Wednesday, July 18, 2012

Getting Fit

I was spending nights at the all night cafe. They liked me there. But they couldn't understand how someone like me had no money, no friends, no work, had nothing in fact. I did exercises, noted how strong and lean I was getting. I thought about Beatrix, my annulled Hungarian wife, remembered when she had finally decided she wanted to see me again after I had returned from Greece to Budapest.

I'd had to wait a couple of weeks. We met at the Deak Ference metro station near Macdonalds. Beatrix was surprised. Everything was as before, better than before. She said, "How can we be this way with each other after all the terrible things we say about each other?" I knew the answer. Because I knew the answer I could be with her. Because she didn't know the answer, and could not even listen to the answer, Beatrix was never long with me. I said:

- You think about things, and like the way I think. You want things, you want my company. But you put both thinking and wanting at the service of your ambition to be rich and famous.
- What's wrong with that?
- You should want to be with the man you have decided is best and work if at all to be able to do that.
- I should work to be able to be with you? I don't have to work for that. I can be with you, I can be with anyone.
- I know. You are so attractive. You've worked at making yourself attractive. I'll never get through to you.
- You're arrogant. You think you're better than me.
- I can't get through to you because you put reasoning and desire in the service of ambition. When I tell you it's wrong to do that you say my reasons are useless to you in getting what you want.
- I'm not a hermit like you.
- But you love this hermit.
- I love making him my slave.

So though we love each other it is only a matter of time before she is gone again. She was gone in a week. I think about this at the night cafe. I am unintelligable to these people here in Budapest, who like Beatrix have been indoctrinated into thinking everthing should be put into service of doing things, making money, becoming a success. I cannot communicate with them because reasoning and deciding what should be wished for is for them only to be put at the service of success and money making. They sympathize, they understand, but there is nothing they can do about it. Their direction of what they do is set, predetermined.

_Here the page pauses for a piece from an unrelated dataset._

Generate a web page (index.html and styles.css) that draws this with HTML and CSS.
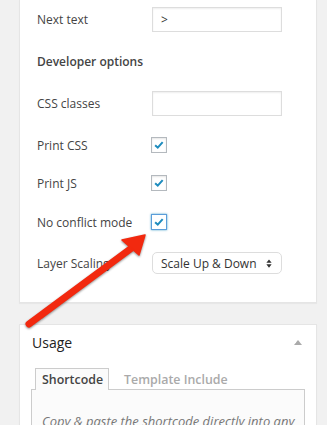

An email arrives while I'm at the cafe. A way out I'd been pursuing has worked, possibly. The laws of Israel, not the people administering them, wish my presence there. Not because I'd be a success. The Israeli Agency has put into writing their belief that I was a certain failure. But because they've been pushed, by me and diplomats - people like me sometimes fall into strange company - they've relented. I've slipped through the cracks. The state was founded on the idea of home, of giving individuals a home. Not the idea a group be given a place to be ambitiously enlarged and made more productive. But that is what was happening there now, the views of me and my wife were at war there. I ought to feel right at home.